Opening the Stockholm career event

I took on the presidency mostly for two personal reasons: I wanted to get better at leading a team, and I wanted to make some good friends. Both happened. But it turned out to be quite a ride.

The Taiwanese Junior Chamber of Commerce in Sweden (TCCSJC) is a volunteer organization for Taiwanese under 40 living in Sweden, operating as the junior chapter of the Taiwanese Chamber of Commerce in Sweden (TCCS). Everyone on the team has a day job. Nobody gets paid. Things move because people choose to make them move.

We organized three events over the year: a dinner hosted at the residence of the Taiwanese Ambassador to Sweden, a career event in Gothenburg, and our flagship career event in Stockholm.

Dinner at the Taiwanese Ambassador’s residence in Sweden

The Gothenburg event was largely driven by our vice-president who lives there. She handled the planning beautifully, and going there to help her and be part of it was genuinely fun. Stockholm was a different story. Behind that one was more coordination than I anticipated. Besides working with the Ambassador’s secretary and applying for sponsorship through Taiwan’s Overseas Community Affairs Council, I was in charge of writing grant proposals and post-event reports, organising speakers and moderators, planning the logistics, writing social media posts, and sourcing food and drinks from Taiwanese-owned businesses in Sweden so the event could give something back to the community it was meant to serve.

The team at the Gothenburg career event

My secretary general and I planned the budget and funding proposal carefully, and ended up securing the largest sponsorship amount in TCCSJC’s recent years. On the day, over 60 people filled the room with 84 joining in total including online participants. Seeing it all come together was really satisfying.

Over 60 onsite, 84 in total at the Stockholm career event

Looking back on this year, the hardest part wasn’t the logistics. It was the people. There were moments where I genuinely thought: why did I sign up for this?
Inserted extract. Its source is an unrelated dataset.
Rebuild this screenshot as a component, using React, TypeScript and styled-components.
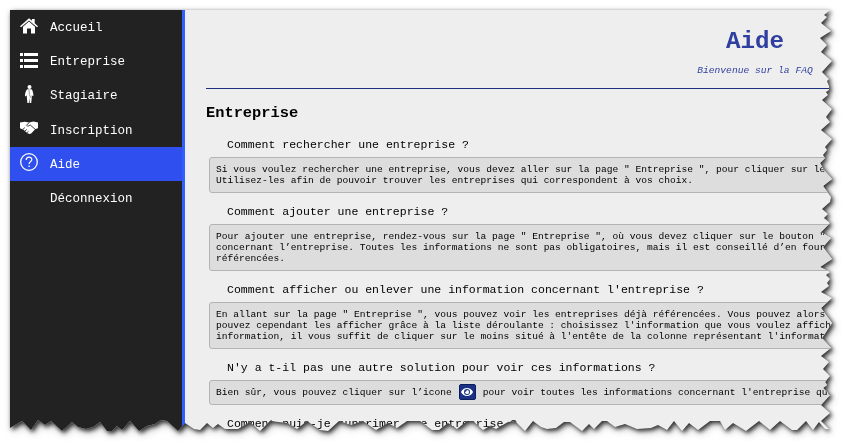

There was some politics that had to be handled carefully, moments where I had to smooth things over quietly before they got worse. One team member wasn’t pulling their weight and I had to cover the gap without making it a bigger issue than it needed to be. I think what I learned is that in these situations you can’t just wait and hope things sort themselves out. You just deal with it and move on.

Working with TCCS, our parent organization, was a different kind of challenge. We do things differently and think about things differently. A lot of what I learned was how to navigate that relationship smoothly and look out for my team when it mattered.
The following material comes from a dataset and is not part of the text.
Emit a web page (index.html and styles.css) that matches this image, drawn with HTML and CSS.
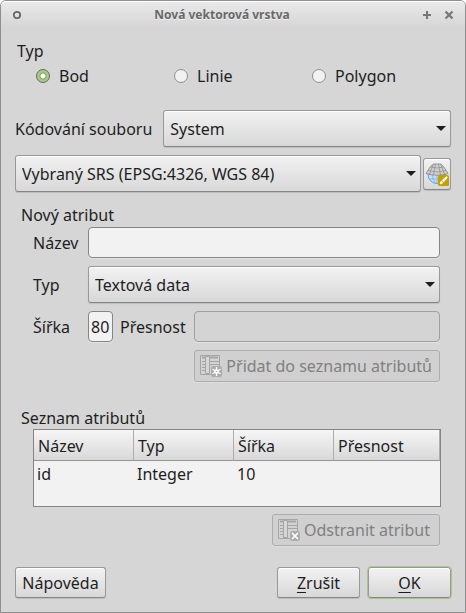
FILE: index.html
```html
<!DOCTYPE html>
<html lang="cs">
<head>
<meta charset="utf-8">
<title>Nová vektorová vrstva</title>
<link rel="stylesheet" href="styles.css">
</head>
<body>
<main class="window">
  <header class="titlebar">
    <button class="window-button" type="button" aria-label="Menu">
      <svg width="10" height="10" viewBox="0 0 10 10"><circle cx="5" cy="5" r="3.2" fill="none" stroke="#666" stroke-width="1.8"/></svg>
    </button>
    <h1 class="title">Nová vektorová vrstva</h1>
    <div class="window-actions">
      <button class="window-button" type="button" aria-label="Maximalizovat">
        <svg width="10" height="10" viewBox="0 0 10 10"><path d="M5 1v8M1 5h8" stroke="#777" stroke-width="2"/></svg>
      </button>
      <button class="window-button" type="button" aria-label="Zavřít">
        <svg width="10" height="10" viewBox="0 0 10 10"><path d="M1.500 1.500l7 7M8.500 1.500l-7 7" stroke="#777" stroke-width="2.200"/></svg>
      </button>
    </div>
  </header>

  <form class="content">
    <fieldset class="group">
      <legend class="legend legend-type">Typ</legend>
      <div class="radios">
        <label class="radio"><input type="radio" name="geometry" checked>Bod</label>
        <label class="radio"><input type="radio" name="geometry">Linie</label>
        <label class="radio"><input type="radio" name="geometry">Polygon</label>
      </div>
    </fieldset>

    <div class="row encoding">
      <label for="encoding">Kódování souboru</label>
      <div class="combo"><select id="encoding"><option>System</option></select></div>
    </div>
    <div class="row srs">
      <div class="combo"><select aria-label="SRS"><option>Vybraný SRS (EPSG:4326, WGS 84)</option></select></div>
      <button class="button icon-button" type="button" aria-label="Vybrat SRS">
        <svg width="24" height="24" viewBox="0 0 24 24">
          <path d="M3 12.500a9 9 0 0 0 18 0z" fill="#c3e2fa" stroke="#6a9ccc"/>
          <path d="M12 13v8.500M7.500 13q0 5 3 8M16.500 13q0 5-3 8M4.500 17h15" fill="none" stroke="#7dabd8" stroke-width=".8"/>
          <path d="M8.500 2h7l3 2.500L23 11.500q-11 3.500-22 0L5.500 4.500z" fill="#cfcfcf" stroke="#8a8c8f" stroke-width=".9"/>
          <path d="M5.500 5q6.500 2 13 0M3 8.500q9 3 18 0M10.500 2L8.500 13M13.500 2l2 11M8.500 2L4.500 12M15.500 2l4 10" fill="none" stroke="#8a8c8f" stroke-width=".7"/>
          <rect x="13" y="13" width="11" height="11" rx="1.500" fill="#c4a000"/>
          <path d="M15 22l1-3 2 2zM17 18.500l4.500-4 1 1-4 4.500z" fill="#fff" stroke="#fff" stroke-width=".6"/>
        </svg>
      </button>
    </div>

    <fieldset class="group attribute">
      <legend class="legend">Nový atribut</legend>
      <div class="fields">
        <label for="name">Název</label>
        <input class="text" id="name" type="text">
        <label for="type">Typ</label>
        <div class="combo"><select id="type"><option>Textová data</option></select></div>
        <label for="width">Šířka</label>
        <div class="sizes">
          <input class="text width" id="width" type="text" value="80">
          <label for="precision">Přesnost</label>
          <div class="precision-cell"><input class="text" id="precision" type="text" disabled></div>
        </div>
        <button class="button tool add" type="button" disabled>
          <svg width="22" height="22" viewBox="0 0 22 22">
            <path d="M.5.5h19v19H.5z" fill="#d3d3d3" stroke="#a5a5a5"/>
            <path d="M2 2.500h3M10 2.500h8" stroke="#a5a5a5" stroke-width="2"/>
            <path d="M2 6.500h3M10 6.500h9M2 9.500h3M10 9.500h9M2 12.500h3M2 15.500h3" stroke="#a5a5a5"/>
            <path d="M5.500 1.500h4v17h-4z" fill="#d6d6d6" stroke="#a5a5a5"/>
            <rect x="11" y="11" width="11" height="11" rx="2" fill="#adadad"/>
            <path d="M16.500 12v9M12.500 14.200l8 4.600M20.500 14.200l-8 4.600" stroke="#fff" stroke-width="1.300"/>
            <circle cx="16.500" cy="16.500" r="2.200" fill="#fff"/><circle cx="16.500" cy="16.500" r=".8" fill="#adadad"/>
          </svg>
          <span>Přidat do seznamu atributů</span>
        </button>
      </div>
    </fieldset>

    <section class="attributes">
      <h2 class="legend" id="list-title">Seznam atributů</h2>
      <div class="list">
        <table aria-labelledby="list-title">
          <thead><tr><th>Název</th><th>Typ</th><th>Šířka</th><th>Přesnost</th></tr></thead>
          <tbody><tr><td>id</td><td>Integer</td><td>10</td><td></td></tr></tbody>
        </table>
      </div>
      <button class="button tool" type="button" disabled>
        <svg width="22" height="22" viewBox="0 0 22 22">
          <path d="M.5.5h19v19H.5z" fill="#d3d3d3" stroke="#a5a5a5"/>
          <path d="M2 2.500h3M10 2.500h8" stroke="#a5a5a5" stroke-width="2"/>
          <path d="M2 6.500h3M10 6.500h9M2 9.500h3M10 9.500h9M2 12.500h3M2 15.500h3" stroke="#a5a5a5"/>
          <path d="M5.500 1.500h4v17h-4z" fill="#d6d6d6" stroke="#a5a5a5"/>
          <rect x="12" y="12" width="10" height="10" rx="2" fill="#adadad"/>
          <path d="M14 14l6 6M20 14l-6 6" stroke="#fff" stroke-width="1.600"/>
        </svg>
        <span>Odstranit atribut</span>
      </button>
    </section>

    <footer class="footer">
      <button class="button help" type="button">Nápověda</button>
      <button class="button action" type="button"><span><u>Z</u>rušit</span></button>
      <button class="button action default" type="submit"><span><u>O</u>K</span></button>
    </footer>
  </form>
</main>
</body>
</html>
```
FILE: styles.css
```css
* {
  box-sizing: border-box;
}

body {
  margin: 0;
  background: #fff;
  color: #1e1e1e;
  font: 16px/20px "Noto Sans", sans-serif;
}

button,
input,
select {
  margin: 0;
  color: inherit;
  font: inherit;
}

.window {
  border: 1px solid #8f8f8f;
  border-radius: 6px 6px 0 0;
  background: #d6d6d6;
}

.titlebar {
  display: grid;
  grid-template-columns: 10px 1fr 32px;
  align-items: center;
  height: 26px;
  padding: 0 11px;
  border-top: 1px solid #fff;
  border-radius: 5px 5px 0 0;
  background: linear-gradient(#e9e9e9, #d6d6d6);
}

.title {
  margin: 0;
  color: #696969;
  font-size: 12px;
  font-weight: bold;
  text-align: center;
  text-shadow: 0 1px #f0f0f0;
}

.window-button {
  display: flex;
  width: 10px;
  padding: 0;
  border: 0;
  background: none;
}

.window-actions {
  display: flex;
  justify-content: flex-end;
  gap: 12px;
}

.content {
  padding: 14px;
}

.group {
  min-width: 0;
  margin: 0;
  padding: 0;
  border: 0;
}

.legend {
  margin: 0;
  padding: 0 0 0 6px;
  font-size: 16px;
  font-weight: normal;
}

.legend-type {
  padding-left: 2px;
}

.radios {
  display: grid;
  grid-template-columns: repeat(3, 138px);
  margin: 5px 0 24px 21px;
}

.radio {
  display: flex;
  align-items: center;
  gap: 9px;
}

.radio input {
  width: 14px;
  height: 14px;
  border: 1px solid #8f8f8f;
  border-radius: 50%;
  background: #f2f2f2;
  appearance: none;
}

.radio input:checked {
  border-color: #666;
  background: radial-gradient(circle, #fff 2px, #7f9c66 3px, #a6cc80 4px);
}

.row {
  display: flex;
  align-items: center;
}

.encoding {
  gap: 11px;
  margin-bottom: 8px;
}

.encoding label {
  flex: 0 0 137px;
  white-space: nowrap;
}

.srs {
  gap: 2px;
}

.combo {
  position: relative;
  flex: 1;
}

.combo::after {
  position: absolute;
  top: 16px;
  right: 5px;
  border: 5px solid transparent;
  border-top-color: #1e1e1e;
  border-bottom: 0;
  content: "";
  pointer-events: none;
}

.combo select,
.button {
  border: 1px solid #999;
  border-bottom-color: #858585;
  border-radius: 3px;
  background: linear-gradient(#f2f2f2, #d8d8d8);
  box-shadow: inset 0 1px #fff, 0 1px 1px #bdbdbd;
}

.combo select {
  display: block;
  width: 100%;
  height: 37px;
  padding: 0 24px 0 6px;
  appearance: none;
}

.button {
  display: flex;
  align-items: center;
  justify-content: center;
  height: 31px;
  padding: 0 6px;
  white-space: nowrap;
}

.icon-button {
  width: 28px;
  height: 32px;
  padding: 0;
}

.attribute {
  margin-top: 13px;
}

.fields {
  display: grid;
  grid-template-columns: 55px 1fr;
  gap: 8px 0;
  align-items: center;
  margin: 2px 11px 0 18px;
}

.text {
  width: 100%;
  height: 31px;
  padding: 0 6px;
  border: 1px solid #858585;
  border-radius: 4px;
  background: #f2f2f2;
  box-shadow: 0 1px #e4e4e4;
}

.text:disabled {
  border-color: #9f9f9f;
  background: #d4d4d4;
}

.sizes {
  display: grid;
  grid-template-columns: 25px 67px 1fr;
  column-gap: 7px;
  align-items: center;
}

.text.width {
  padding: 0 2px;
}

.precision-cell {
  display: flex;
}

.tool {
  justify-self: end;
  gap: 4px;
  height: 32px;
  padding: 0 8px 0 5px;
  border-color: #adadad;
  background: #d0d0d0;
  box-shadow: 0 1px #dedede;
  color: #808080;
}

.add {
  grid-column: 2;
  padding-right: 7px;
}

.attributes {
  display: flex;
  flex-direction: column;
  margin-top: 26px;
}

.list {
  min-height: 78px;
  margin: 1px 10px 7px 18px;
  border: 1px solid #858585;
  background: #f2f2f2;
}

table {
  width: 100%;
  border-collapse: separate;
  border-spacing: 0;
  table-layout: fixed;
}

th {
  width: 100px;
  height: 31px;
  padding: 2px 4px 0;
  border-right: 1px solid #adadad;
  border-bottom: 1px solid #949494;
  background: linear-gradient(#f6f6f6, #d8d8d8);
  font-weight: normal;
  text-align: left;
}

th:last-child {
  width: auto;
}

td {
  height: 26px;
  padding: 0 3px;
}

.attributes .tool {
  align-self: flex-end;
  margin-right: 11px;
  padding-right: 9px;
}

.footer {
  display: flex;
  gap: 8px;
  margin-top: 21px;
}

.help {
  width: 91px;
  margin-right: auto;
}

.action {
  width: 83px;
}

.action u {
  text-underline-offset: 3px;
}

.default {
  outline: 1px solid #a9c78a;
}
```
Last Saturday I handed the presidency over to the next person. There was an election, but I had already decided not to run again. I have a new dog coming, things I want to focus on in my career, and other things in my personal life that I want to give proper attention to. It felt like the right time to stop.

I’m glad I did it. I learned a lot about managing a team, about the kind of leader I want to be, and about patience. And I think I did a decent job. More than anything though, I made real friends. Some of the speakers became people I actually hang out with now. A few team members I know I’ll stay in touch with for a long time. That was the whole point of taking on the presidency, and it was worth it.

Thank you to everyone who made this year possible, especially the team, the TCCSJC family, and everyone who showed up.